"""

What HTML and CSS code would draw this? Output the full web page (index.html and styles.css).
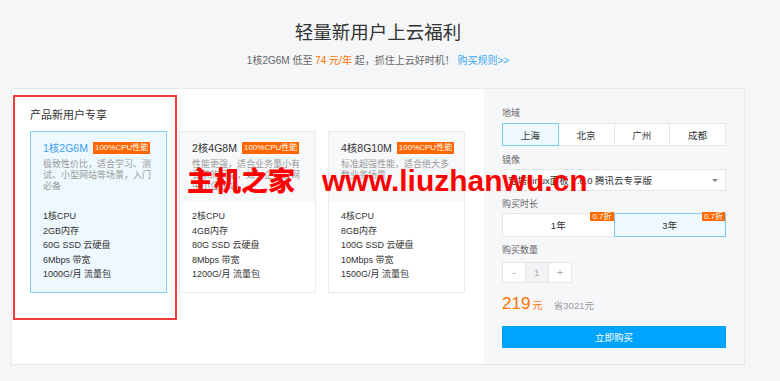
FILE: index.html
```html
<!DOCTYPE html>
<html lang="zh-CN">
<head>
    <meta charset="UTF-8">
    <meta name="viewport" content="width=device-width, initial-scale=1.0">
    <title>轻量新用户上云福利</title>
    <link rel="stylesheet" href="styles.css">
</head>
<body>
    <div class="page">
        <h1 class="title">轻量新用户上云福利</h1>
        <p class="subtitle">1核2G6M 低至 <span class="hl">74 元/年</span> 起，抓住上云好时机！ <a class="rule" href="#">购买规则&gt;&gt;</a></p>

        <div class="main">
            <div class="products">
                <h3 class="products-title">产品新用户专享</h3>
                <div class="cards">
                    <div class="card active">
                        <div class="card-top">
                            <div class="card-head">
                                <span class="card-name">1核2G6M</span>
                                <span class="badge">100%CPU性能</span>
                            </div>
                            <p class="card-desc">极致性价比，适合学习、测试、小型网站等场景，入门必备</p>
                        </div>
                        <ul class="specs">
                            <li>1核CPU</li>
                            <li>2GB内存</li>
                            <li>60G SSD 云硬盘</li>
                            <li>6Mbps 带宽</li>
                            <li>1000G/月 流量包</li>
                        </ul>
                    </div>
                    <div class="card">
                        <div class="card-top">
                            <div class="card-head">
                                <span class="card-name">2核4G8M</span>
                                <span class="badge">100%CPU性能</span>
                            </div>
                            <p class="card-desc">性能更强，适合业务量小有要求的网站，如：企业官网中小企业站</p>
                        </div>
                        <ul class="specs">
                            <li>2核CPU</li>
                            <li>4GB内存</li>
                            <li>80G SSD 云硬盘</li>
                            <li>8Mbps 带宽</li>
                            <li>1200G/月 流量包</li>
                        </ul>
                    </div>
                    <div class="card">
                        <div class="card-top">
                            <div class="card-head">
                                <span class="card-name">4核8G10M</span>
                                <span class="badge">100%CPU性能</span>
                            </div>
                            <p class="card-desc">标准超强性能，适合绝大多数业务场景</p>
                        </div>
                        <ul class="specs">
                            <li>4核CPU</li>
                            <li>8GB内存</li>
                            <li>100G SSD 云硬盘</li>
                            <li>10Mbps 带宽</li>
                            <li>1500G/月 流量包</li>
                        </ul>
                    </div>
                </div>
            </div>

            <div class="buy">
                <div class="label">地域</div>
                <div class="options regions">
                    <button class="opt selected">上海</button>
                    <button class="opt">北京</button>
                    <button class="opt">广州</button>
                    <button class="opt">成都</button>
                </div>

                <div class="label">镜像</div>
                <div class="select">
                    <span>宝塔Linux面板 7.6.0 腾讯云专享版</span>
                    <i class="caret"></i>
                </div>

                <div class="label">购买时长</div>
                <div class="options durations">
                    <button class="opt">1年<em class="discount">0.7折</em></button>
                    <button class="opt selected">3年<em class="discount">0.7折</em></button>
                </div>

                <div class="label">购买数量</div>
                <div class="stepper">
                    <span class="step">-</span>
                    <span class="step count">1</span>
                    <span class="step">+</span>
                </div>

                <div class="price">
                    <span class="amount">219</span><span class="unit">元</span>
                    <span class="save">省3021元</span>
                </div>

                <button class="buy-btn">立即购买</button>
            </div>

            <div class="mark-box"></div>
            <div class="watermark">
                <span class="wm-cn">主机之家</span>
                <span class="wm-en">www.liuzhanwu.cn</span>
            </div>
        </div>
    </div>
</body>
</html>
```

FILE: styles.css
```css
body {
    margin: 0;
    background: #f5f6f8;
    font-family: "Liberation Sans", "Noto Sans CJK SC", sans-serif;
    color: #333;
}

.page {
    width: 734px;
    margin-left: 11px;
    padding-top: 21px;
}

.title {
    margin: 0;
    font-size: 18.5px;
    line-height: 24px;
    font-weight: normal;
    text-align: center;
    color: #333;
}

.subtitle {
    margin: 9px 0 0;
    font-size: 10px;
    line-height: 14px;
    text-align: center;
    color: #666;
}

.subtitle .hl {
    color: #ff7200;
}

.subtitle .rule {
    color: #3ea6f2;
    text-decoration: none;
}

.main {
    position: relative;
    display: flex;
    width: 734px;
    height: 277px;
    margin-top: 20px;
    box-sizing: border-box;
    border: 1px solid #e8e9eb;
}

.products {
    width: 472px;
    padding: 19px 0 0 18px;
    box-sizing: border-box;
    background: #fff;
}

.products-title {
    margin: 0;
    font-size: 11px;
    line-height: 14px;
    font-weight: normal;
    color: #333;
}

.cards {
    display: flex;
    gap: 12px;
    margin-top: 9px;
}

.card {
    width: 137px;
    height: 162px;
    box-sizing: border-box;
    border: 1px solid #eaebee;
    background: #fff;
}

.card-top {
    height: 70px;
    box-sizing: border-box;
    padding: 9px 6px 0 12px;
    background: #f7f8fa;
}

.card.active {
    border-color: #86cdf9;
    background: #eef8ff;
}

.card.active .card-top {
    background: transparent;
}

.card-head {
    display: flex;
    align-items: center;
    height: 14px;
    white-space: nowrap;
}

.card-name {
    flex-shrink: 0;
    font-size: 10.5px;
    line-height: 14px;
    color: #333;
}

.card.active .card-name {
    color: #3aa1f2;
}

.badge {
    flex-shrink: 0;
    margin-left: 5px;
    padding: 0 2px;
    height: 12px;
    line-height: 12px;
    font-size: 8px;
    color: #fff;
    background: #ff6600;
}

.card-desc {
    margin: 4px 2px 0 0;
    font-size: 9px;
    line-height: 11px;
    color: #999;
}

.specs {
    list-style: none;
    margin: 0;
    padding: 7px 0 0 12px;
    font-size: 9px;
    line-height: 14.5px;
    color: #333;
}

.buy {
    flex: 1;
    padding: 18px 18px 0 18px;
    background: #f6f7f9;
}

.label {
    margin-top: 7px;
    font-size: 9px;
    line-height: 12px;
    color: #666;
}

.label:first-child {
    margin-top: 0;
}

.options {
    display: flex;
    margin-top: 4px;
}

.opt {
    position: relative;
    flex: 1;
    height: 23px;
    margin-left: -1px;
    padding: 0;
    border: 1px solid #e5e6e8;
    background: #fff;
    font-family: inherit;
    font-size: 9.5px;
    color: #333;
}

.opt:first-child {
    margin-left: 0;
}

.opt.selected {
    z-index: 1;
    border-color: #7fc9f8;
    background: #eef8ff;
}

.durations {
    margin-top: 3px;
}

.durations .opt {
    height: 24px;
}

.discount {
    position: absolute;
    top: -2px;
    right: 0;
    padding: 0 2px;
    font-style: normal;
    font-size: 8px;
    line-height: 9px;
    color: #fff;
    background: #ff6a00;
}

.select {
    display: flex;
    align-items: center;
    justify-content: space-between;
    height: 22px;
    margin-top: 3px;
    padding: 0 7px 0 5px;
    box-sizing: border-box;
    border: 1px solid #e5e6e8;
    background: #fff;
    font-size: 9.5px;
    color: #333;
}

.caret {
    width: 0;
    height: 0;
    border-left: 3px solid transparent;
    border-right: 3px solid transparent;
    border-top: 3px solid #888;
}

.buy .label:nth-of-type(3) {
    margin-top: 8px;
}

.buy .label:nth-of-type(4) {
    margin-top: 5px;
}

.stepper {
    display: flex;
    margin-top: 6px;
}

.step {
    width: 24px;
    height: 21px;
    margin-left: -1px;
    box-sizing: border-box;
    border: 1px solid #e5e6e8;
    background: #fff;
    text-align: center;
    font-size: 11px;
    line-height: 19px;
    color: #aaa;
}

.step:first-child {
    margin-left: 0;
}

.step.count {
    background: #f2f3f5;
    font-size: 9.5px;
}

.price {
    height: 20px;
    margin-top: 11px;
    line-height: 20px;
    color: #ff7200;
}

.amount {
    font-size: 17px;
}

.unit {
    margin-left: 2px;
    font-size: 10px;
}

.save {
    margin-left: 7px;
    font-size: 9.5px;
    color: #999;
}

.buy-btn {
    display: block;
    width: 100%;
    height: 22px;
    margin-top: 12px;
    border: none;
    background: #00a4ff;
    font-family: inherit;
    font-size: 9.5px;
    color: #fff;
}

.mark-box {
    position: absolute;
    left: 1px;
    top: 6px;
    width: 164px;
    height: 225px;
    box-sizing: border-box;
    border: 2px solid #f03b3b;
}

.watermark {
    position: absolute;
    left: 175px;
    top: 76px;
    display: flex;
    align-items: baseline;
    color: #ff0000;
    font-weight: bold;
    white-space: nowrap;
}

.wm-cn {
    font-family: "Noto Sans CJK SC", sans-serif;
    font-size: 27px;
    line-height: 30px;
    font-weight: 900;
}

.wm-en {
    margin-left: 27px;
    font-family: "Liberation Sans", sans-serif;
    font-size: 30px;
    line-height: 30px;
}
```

"""

### Written instruction
Tally the lines above that contain the word "page", and reply with only the number.

### Response to the task
3